Scope Mounting — How to Avoid That Rude Poke in the Eye

Kirsten Weiss Video YouTube Scope Eye Relief

This helpful video from our friend Kirsten Joy Weiss explains how to avoid “scope bite”. This can occur when the scope, on recoil, moves back to contact your forehead, brow, or eye socket area. That’s not fun. While common sense tells us to avoid “scope bite” — sooner or later this happens to most shooters. One viewer noted: “I have come close. I had a Win Model 70 in .375 H & H Mag and I was shooting over a large rock in a strange position. The scope hit my eye glasses hard enough to bend the wire frames and cause a little pain on the bridge of the nose from the nose piece. [That] made a believer out of me.”

Kirsten offers a good basic principle — she suggests that you mount your rifle-scope so that the ocular (eyepiece) of the scope is positioned at least three inches or more from your eyeball when you hold the rifle in your normal shooting position. From a technical standpoint, optical eye relief is a property of the scope, so you want to purchase an optic that offers sufficient optical eye relief (meaning that it allows you to see the full circle of light with your head at least three inches from the eyepiece). Then you need to position the optic optimally for your head/eye position when shooting the rifle — with at least three inches of eyeball-to-scope separation (i.e. physical eye relief).

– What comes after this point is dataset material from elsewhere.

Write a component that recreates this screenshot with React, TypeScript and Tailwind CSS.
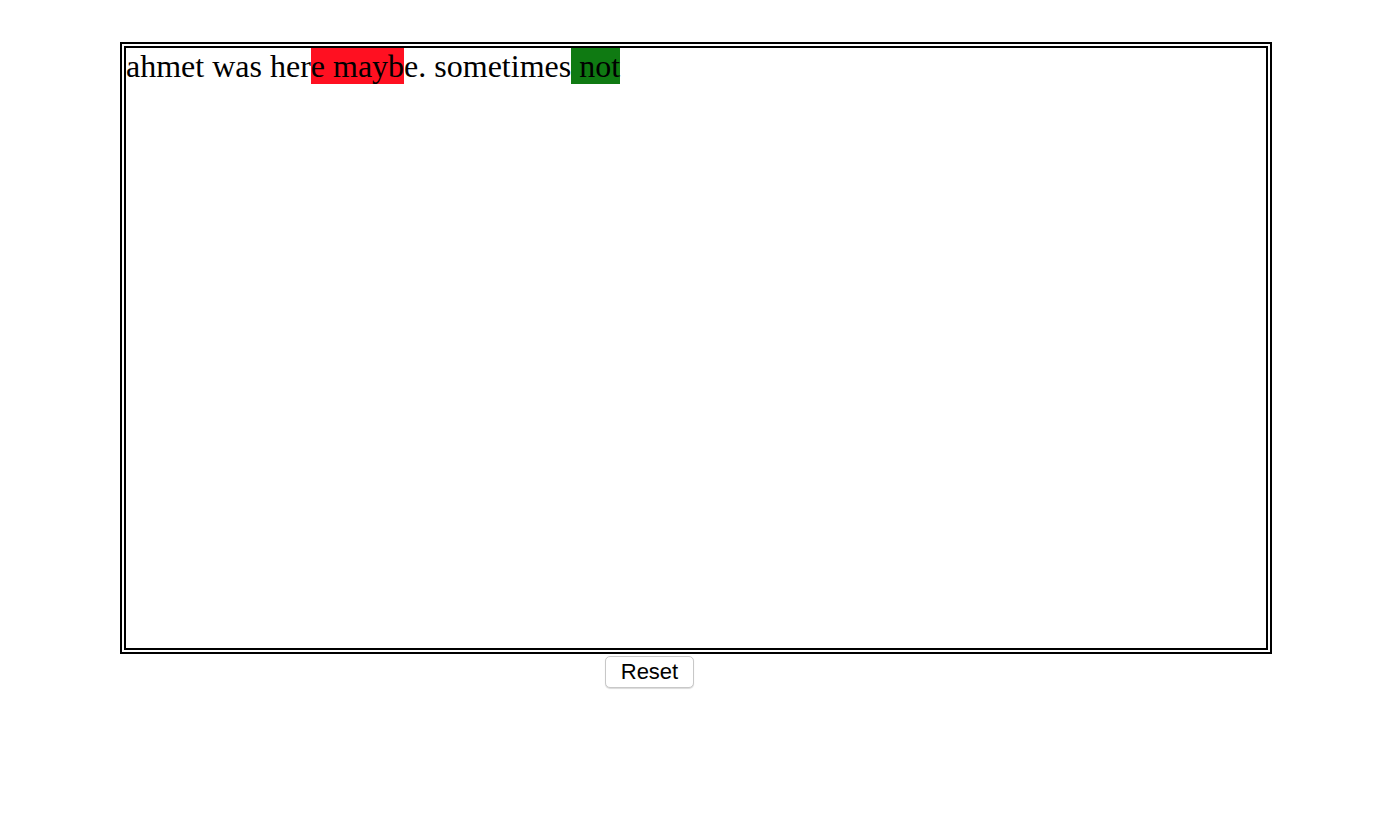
import React from 'react';

export default function App() {
    return (
        <div className="min-h-screen bg-white pt-[42px] pl-[120px]">
            <div
                className="w-[1152px] h-[612px] border-[6px] border-double border-black text-[32px] leading-[1.15] text-black"
                style={{ fontFamily: '"Liberation Serif", "Times New Roman", serif' }}
            >
                ahmet was her<span className="bg-[#ff1021]">e mayb</span>e. sometimes<span className="bg-[#0f7a12]"> not</span>
            </div>
            <div className="mt-[2px] pl-[485px]">
                <button
                    className="w-[89px] h-[32px] rounded-[5px] border border-[#c8c8c8] bg-white text-[22px] leading-none text-black shadow-[0_1px_1px_rgba(0,0,0,0.15)]"
                    style={{ fontFamily: '"Liberation Sans", Arial, sans-serif' }}
                >
                    Reset
                </button>
            </div>
        </div>
    );
}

NOTE: You should mount the scope to provide adequate eyeball-to-scope separation for the actual position(s) you will be shooting most of the time. For an F-TR rig, this will be prone. For a hunting rifle, your most common position could be sitting or standing. Your head position will vary based on the position. You can’t assume the scope placement is correct just because it seems OK when you are testing or zeroing the gun from the bench. When shooting from a prone or kneeling position you may find your eye considerably closer to the eyepiece.